Caring for Your Handmade Vase
Air-dry clay vases are more delicate than kiln-fired ceramics, but with reasonable care they will last for years.
If you plan to use your vase for fresh flowers, insert a glass vial or small jar inside to hold the water, keeping moisture away from the clay surface.
For dried flowers, branches, or decorative use only, no liner is needed.
Dust your vase regularly with a soft, dry cloth. If the painted surface gets scuffed, a light touch-up coat of acrylic paint restores it to like-new condition. Avoid exposing the vase to direct sunlight for extended periods, as UV light can gradually fade the paint.

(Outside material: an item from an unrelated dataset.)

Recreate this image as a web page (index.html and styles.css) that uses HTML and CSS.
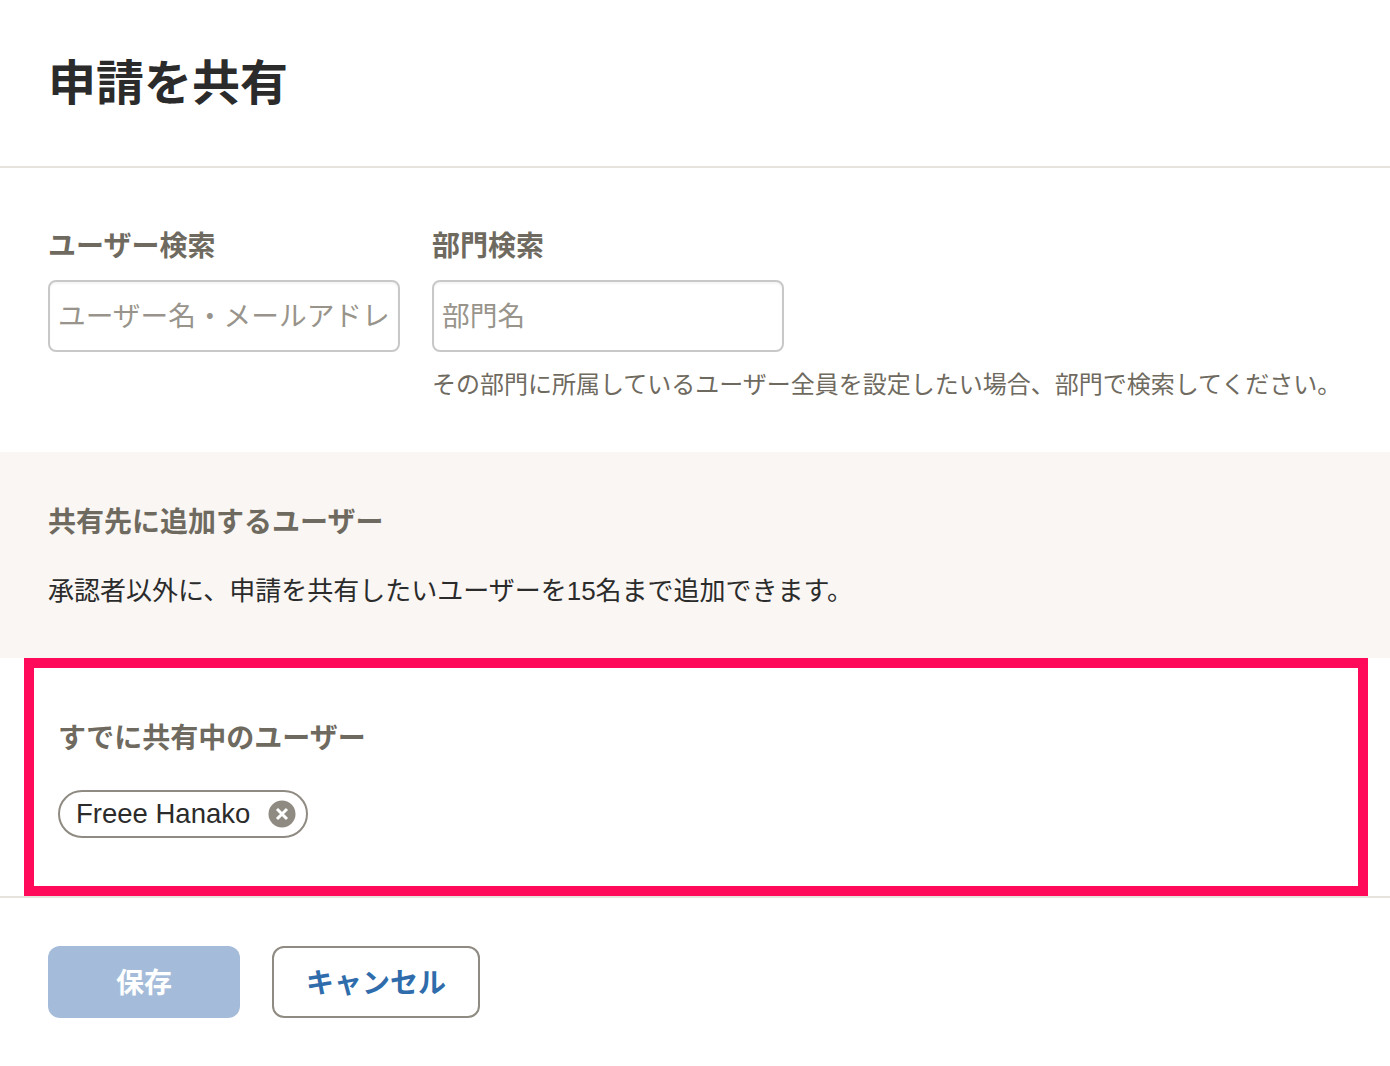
FILE: index.html
```html
<!DOCTYPE html>
<html lang="ja">
<head>
<meta charset="utf-8">
<title>申請を共有</title>
<link rel="stylesheet" href="styles.css">
</head>
<body>
<header class="header"><h1 class="title">申請を共有</h1></header>
<section class="search">
  <div class="field">
    <label class="label" for="user">ユーザー検索</label>
    <input class="input" id="user" type="text" placeholder="ユーザー名・メールアドレス">
  </div>
  <div class="field">
    <label class="label" for="dept">部門検索</label>
    <input class="input" id="dept" type="text" placeholder="部門名">
    <p class="help">その部門に所属しているユーザー全員を設定したい場合、部門で検索してください。</p>
  </div>
</section>
<section class="add">
  <h2 class="label">共有先に追加するユーザー</h2>
  <p class="desc">承認者以外に、申請を共有したいユーザーを15名まで追加できます。</p>
</section>
<section class="shared">
  <h2 class="label">すでに共有中のユーザー</h2>
  <div class="chip">
    <span class="chip-name">Freee Hanako</span>
    <svg class="chip-x" viewBox="0 0 28 28" width="28" height="28" aria-hidden="true"><circle cx="14" cy="14" r="13.5" fill="#8f8b82"/><path d="M9 9l10 10M19 9L9 19" stroke="#fff" stroke-width="3" fill="none"/></svg>
  </div>
</section>
<footer class="footer">
  <button class="btn btn-primary">保存</button>
  <button class="btn btn-secondary">キャンセル</button>
</footer>
</body>
</html>
```
FILE: styles.css
```css
* { box-sizing: border-box; }
html, body { margin: 0; padding: 0; }
body {
  width: 1390px;
  height: 1066px;
  overflow: hidden;
  background: #fff;
  color: #2b2b2b;
  font-family: "Liberation Sans", "Noto Sans CJK JP", sans-serif;
}
.header {
  height: 168px;
  border-bottom: 2px solid #e5e3dc;
  padding: 50px 48px 0;
}
.title {
  margin: 0;
  font-size: 48px;
  line-height: 68px;
  font-weight: 700;
  color: #2b2b2b;
}
.search {
  height: 284px;
  padding: 61px 48px 0;
  display: flex;
  gap: 32px;
}
.label {
  display: block;
  margin: 0;
  font-size: 28px;
  line-height: 36px;
  font-weight: 700;
  color: #6f6a60;
}
.field .label { margin-bottom: 15px; }
.input {
  display: block;
  width: 352px;
  height: 72px;
  border: 2px solid #c8c8c8;
  border-radius: 8px;
  background: #fff;
  box-shadow: inset 0 2px 2px rgba(0, 0, 0, 0.04);
  padding: 2px 8px 0;
  margin: 0;
  font-family: inherit;
  font-size: 27.7px;
  outline: none;
}
.input::placeholder {
  color: #98948b;
  opacity: 1;
}
.help {
  margin: 16px 0 0;
  font-size: 24px;
  line-height: 34px;
  color: #6f6a60;
  white-space: nowrap;
}
.add {
  height: 206px;
  background: #f9f6f3;
  padding: 53px 48px 0;
}
.desc {
  margin: 32px 0 0;
  font-size: 26px;
  line-height: 36px;
  color: #2b2b2b;
}
.shared {
  margin: 0 22px 0 24px;
  height: 238px;
  border: 10px solid #ff0a5a;
  padding: 53px 24px 0 24px;
}
.chip {
  margin-top: 33px;
  width: 250px;
  height: 48px;
  border: 2px solid #8f8b82;
  border-radius: 24px;
  padding: 0 10px 0 16px;
  display: flex;
  align-items: center;
  justify-content: space-between;
}
.chip-name {
  font-size: 27.5px;
  color: #2b2b2b;
}
.footer {
  border-top: 2px solid #e5e3dc;
  padding: 48px 48px 0;
  display: flex;
  gap: 32px;
}
.btn {
  height: 72px;
  border-radius: 12px;
  font-family: inherit;
  font-size: 28px;
  font-weight: 700;
  padding: 0 0 2px;
}
.btn-primary {
  width: 192px;
  border: 0;
  background: #a4bcd9;
  color: #fff;
}
.btn-secondary {
  width: 208px;
  border: 2px solid #8f8b82;
  background: #fff;
  color: #2f6cab;
}
```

With these simple precautions, your handmade ceramic-inspired vase will remain a beautiful part of your home decor for years — a testament to what is possible with a few dollars worth of clay and a bit of creative patience.
Conclusion
Recreating the look of high-end ceramic vases at home is not about cutting corners — it is about understanding what makes those designs beautiful and reinterpreting them with accessible materials.
The ribbed texture, the matte finish, the sculptural silhouette — these are design principles, not secrets guarded by a kiln.
They are available to anyone willing to spend an afternoon working with clay.
The first vase you make may not be perfect. Mine was not. But the second will be noticeably better, and by the third or fourth, you will have developed an eye for proportion, texture, and finish that rivals what you see in the stores.
And the best part? Every time someone admires your vase and asks where you bought it, you get to smile and say, "I made it."
So pick up some clay, clear your kitchen table, and give it a try. Your entryway table deserves a beautiful vase — and you deserve the satisfaction of making it yourself.